- WHAT IS NEEDED
Repeat every line exactly, keeping the pictures out of the copy.

- SOURCE MATERIAL
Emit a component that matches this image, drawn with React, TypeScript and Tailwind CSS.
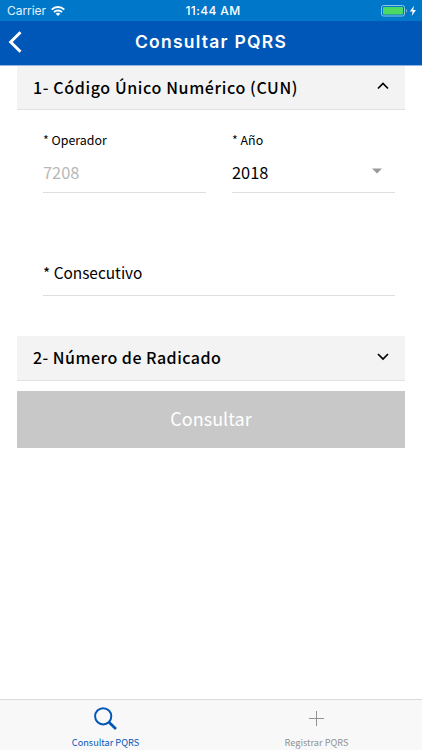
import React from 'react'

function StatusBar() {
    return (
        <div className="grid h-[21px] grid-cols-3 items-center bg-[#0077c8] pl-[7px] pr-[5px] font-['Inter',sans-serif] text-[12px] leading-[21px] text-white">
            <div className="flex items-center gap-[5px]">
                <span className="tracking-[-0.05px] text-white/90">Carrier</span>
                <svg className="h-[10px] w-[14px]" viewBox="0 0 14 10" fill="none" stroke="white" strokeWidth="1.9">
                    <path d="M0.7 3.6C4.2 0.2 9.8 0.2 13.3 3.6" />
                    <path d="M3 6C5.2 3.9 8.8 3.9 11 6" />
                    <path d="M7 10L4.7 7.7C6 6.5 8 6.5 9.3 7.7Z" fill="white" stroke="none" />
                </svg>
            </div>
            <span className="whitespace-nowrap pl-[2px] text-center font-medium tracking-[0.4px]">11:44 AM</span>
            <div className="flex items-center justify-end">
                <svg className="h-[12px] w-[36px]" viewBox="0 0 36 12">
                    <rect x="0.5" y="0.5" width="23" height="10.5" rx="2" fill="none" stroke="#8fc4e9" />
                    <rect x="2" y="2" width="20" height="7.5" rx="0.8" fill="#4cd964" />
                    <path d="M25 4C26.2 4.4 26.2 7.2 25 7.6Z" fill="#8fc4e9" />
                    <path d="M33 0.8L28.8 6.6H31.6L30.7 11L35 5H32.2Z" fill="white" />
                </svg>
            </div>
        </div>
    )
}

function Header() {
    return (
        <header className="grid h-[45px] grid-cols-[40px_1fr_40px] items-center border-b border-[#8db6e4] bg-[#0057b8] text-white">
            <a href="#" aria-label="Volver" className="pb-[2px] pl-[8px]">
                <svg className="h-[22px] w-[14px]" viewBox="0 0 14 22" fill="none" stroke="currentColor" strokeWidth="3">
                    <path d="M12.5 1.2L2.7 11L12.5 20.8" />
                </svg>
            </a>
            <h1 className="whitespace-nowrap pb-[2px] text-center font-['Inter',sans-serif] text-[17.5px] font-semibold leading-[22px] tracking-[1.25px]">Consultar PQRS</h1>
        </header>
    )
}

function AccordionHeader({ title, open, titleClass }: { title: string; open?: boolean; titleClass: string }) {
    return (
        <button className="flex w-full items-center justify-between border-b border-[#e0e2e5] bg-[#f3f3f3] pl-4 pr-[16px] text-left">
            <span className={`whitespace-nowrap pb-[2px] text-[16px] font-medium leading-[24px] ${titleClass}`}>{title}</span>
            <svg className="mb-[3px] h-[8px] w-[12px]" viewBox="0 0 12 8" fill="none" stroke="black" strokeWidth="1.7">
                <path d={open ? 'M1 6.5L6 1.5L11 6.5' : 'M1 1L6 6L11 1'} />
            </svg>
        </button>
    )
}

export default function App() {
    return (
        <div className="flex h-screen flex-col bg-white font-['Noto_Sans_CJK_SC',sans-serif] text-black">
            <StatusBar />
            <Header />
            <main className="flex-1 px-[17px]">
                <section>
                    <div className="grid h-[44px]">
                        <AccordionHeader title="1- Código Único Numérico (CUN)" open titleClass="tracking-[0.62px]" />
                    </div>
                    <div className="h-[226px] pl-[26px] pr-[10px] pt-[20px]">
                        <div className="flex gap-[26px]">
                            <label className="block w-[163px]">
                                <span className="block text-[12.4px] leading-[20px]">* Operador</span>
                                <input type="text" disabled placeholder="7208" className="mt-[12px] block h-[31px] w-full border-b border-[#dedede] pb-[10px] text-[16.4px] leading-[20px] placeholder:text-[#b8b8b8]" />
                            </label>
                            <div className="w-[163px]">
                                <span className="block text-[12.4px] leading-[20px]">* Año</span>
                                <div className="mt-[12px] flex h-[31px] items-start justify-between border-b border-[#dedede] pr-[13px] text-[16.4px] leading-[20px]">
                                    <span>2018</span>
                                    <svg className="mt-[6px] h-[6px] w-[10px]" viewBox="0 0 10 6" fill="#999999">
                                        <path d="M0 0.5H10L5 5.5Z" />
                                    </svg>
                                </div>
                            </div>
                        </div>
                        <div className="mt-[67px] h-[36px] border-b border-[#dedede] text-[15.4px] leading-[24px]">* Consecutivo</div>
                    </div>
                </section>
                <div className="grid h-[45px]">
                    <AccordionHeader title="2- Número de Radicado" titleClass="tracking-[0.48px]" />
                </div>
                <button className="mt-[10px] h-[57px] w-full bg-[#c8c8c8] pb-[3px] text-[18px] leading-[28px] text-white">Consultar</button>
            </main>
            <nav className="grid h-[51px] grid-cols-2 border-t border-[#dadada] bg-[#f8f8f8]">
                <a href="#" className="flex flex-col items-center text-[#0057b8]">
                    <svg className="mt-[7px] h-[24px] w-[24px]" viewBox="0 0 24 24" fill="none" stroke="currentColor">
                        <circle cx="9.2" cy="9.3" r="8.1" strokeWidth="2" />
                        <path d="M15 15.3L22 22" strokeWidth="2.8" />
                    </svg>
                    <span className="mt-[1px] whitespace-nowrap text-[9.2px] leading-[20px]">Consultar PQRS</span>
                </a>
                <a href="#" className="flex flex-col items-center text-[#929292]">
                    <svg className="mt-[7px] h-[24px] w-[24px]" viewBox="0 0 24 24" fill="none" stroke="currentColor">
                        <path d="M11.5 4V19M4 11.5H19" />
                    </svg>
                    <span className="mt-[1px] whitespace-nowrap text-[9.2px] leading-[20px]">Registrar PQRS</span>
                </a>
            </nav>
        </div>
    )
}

- TASK RESPONSE
Emit a component that matches this image, drawn with React, TypeScript and Tailwind CSS.
import React from 'react'

function StatusBar() {
    return (
        <div className="grid h-[21px] grid-cols-3 items-center bg-[#0077c8] pl-[7px] pr-[5px] font-['Inter',sans-serif] text-[12px] leading-[21px] text-white">
            <div className="flex items-center gap-[5px]">
                <span className="tracking-[-0.05px] text-white/90">Carrier</span>
                <svg className="h-[10px] w-[14px]" viewBox="0 0 14 10" fill="none" stroke="white" strokeWidth="1.9">
                    <path d="M0.7 3.6C4.2 0.2 9.8 0.2 13.3 3.6" />
                    <path d="M3 6C5.2 3.9 8.8 3.9 11 6" />
                    <path d="M7 10L4.7 7.7C6 6.5 8 6.5 9.3 7.7Z" fill="white" stroke="none" />
                </svg>
            </div>
            <span className="whitespace-nowrap pl-[2px] text-center font-medium tracking-[0.4px]">11:44 AM</span>
            <div className="flex items-center justify-end">
                <svg className="h-[12px] w-[36px]" viewBox="0 0 36 12">
                    <rect x="0.5" y="0.5" width="23" height="10.5" rx="2" fill="none" stroke="#8fc4e9" />
                    <rect x="2" y="2" width="20" height="7.5" rx="0.8" fill="#4cd964" />
                    <path d="M25 4C26.2 4.4 26.2 7.2 25 7.6Z" fill="#8fc4e9" />
                    <path d="M33 0.8L28.8 6.6H31.6L30.7 11L35 5H32.2Z" fill="white" />
                </svg>
            </div>
        </div>
    )
}

function Header() {
    return (
        <header className="grid h-[45px] grid-cols-[40px_1fr_40px] items-center border-b border-[#8db6e4] bg-[#0057b8] text-white">
            <a href="#" aria-label="Volver" className="pb-[2px] pl-[8px]">
                <svg className="h-[22px] w-[14px]" viewBox="0 0 14 22" fill="none" stroke="currentColor" strokeWidth="3">
                    <path d="M12.5 1.2L2.7 11L12.5 20.8" />
                </svg>
            </a>
            <h1 className="whitespace-nowrap pb-[2px] text-center font-['Inter',sans-serif] text-[17.5px] font-semibold leading-[22px] tracking-[1.25px]">Consultar PQRS</h1>
        </header>
    )
}

function AccordionHeader({ title, open, titleClass }: { title: string; open?: boolean; titleClass: string }) {
    return (
        <button className="flex w-full items-center justify-between border-b border-[#e0e2e5] bg-[#f3f3f3] pl-4 pr-[16px] text-left">
            <span className={`whitespace-nowrap pb-[2px] text-[16px] font-medium leading-[24px] ${titleClass}`}>{title}</span>
            <svg className="mb-[3px] h-[8px] w-[12px]" viewBox="0 0 12 8" fill="none" stroke="black" strokeWidth="1.7">
                <path d={open ? 'M1 6.5L6 1.5L11 6.5' : 'M1 1L6 6L11 1'} />
            </svg>
        </button>
    )
}

export default function App() {
    return (
        <div className="flex h-screen flex-col bg-white font-['Noto_Sans_CJK_SC',sans-serif] text-black">
            <StatusBar />
            <Header />
            <main className="flex-1 px-[17px]">
                <section>
                    <div className="grid h-[44px]">
                        <AccordionHeader title="1- Código Único Numérico (CUN)" open titleClass="tracking-[0.62px]" />
                    </div>
                    <div className="h-[226px] pl-[26px] pr-[10px] pt-[20px]">
                        <div className="flex gap-[26px]">
                            <label className="block w-[163px]">
                                <span className="block text-[12.4px] leading-[20px]">* Operador</span>
                                <input type="text" disabled placeholder="7208" className="mt-[12px] block h-[31px] w-full border-b border-[#dedede] pb-[10px] text-[16.4px] leading-[20px] placeholder:text-[#b8b8b8]" />
                            </label>
                            <div className="w-[163px]">
                                <span className="block text-[12.4px] leading-[20px]">* Año</span>
                                <div className="mt-[12px] flex h-[31px] items-start justify-between border-b border-[#dedede] pr-[13px] text-[16.4px] leading-[20px]">
                                    <span>2018</span>
                                    <svg className="mt-[6px] h-[6px] w-[10px]" viewBox="0 0 10 6" fill="#999999">
                                        <path d="M0 0.5H10L5 5.5Z" />
                                    </svg>
                                </div>
                            </div>
                        </div>
                        <div className="mt-[67px] h-[36px] border-b border-[#dedede] text-[15.4px] leading-[24px]">* Consecutivo</div>
                    </div>
                </section>
                <div className="grid h-[45px]">
                    <AccordionHeader title="2- Número de Radicado" titleClass="tracking-[0.48px]" />
                </div>
                <button className="mt-[10px] h-[57px] w-full bg-[#c8c8c8] pb-[3px] text-[18px] leading-[28px] text-white">Consultar</button>
            </main>
            <nav className="grid h-[51px] grid-cols-2 border-t border-[#dadada] bg-[#f8f8f8]">
                <a href="#" className="flex flex-col items-center text-[#0057b8]">
                    <svg className="mt-[7px] h-[24px] w-[24px]" viewBox="0 0 24 24" fill="none" stroke="currentColor">
                        <circle cx="9.2" cy="9.3" r="8.1" strokeWidth="2" />
                        <path d="M15 15.3L22 22" strokeWidth="2.8" />
                    </svg>
                    <span className="mt-[1px] whitespace-nowrap text-[9.2px] leading-[20px]">Consultar PQRS</span>
                </a>
                <a href="#" className="flex flex-col items-center text-[#929292]">
                    <svg className="mt-[7px] h-[24px] w-[24px]" viewBox="0 0 24 24" fill="none" stroke="currentColor">
                        <path d="M11.5 4V19M4 11.5H19" />
                    </svg>
                    <span className="mt-[1px] whitespace-nowrap text-[9.2px] leading-[20px]">Registrar PQRS</span>
                </a>
            </nav>
        </div>
    )
}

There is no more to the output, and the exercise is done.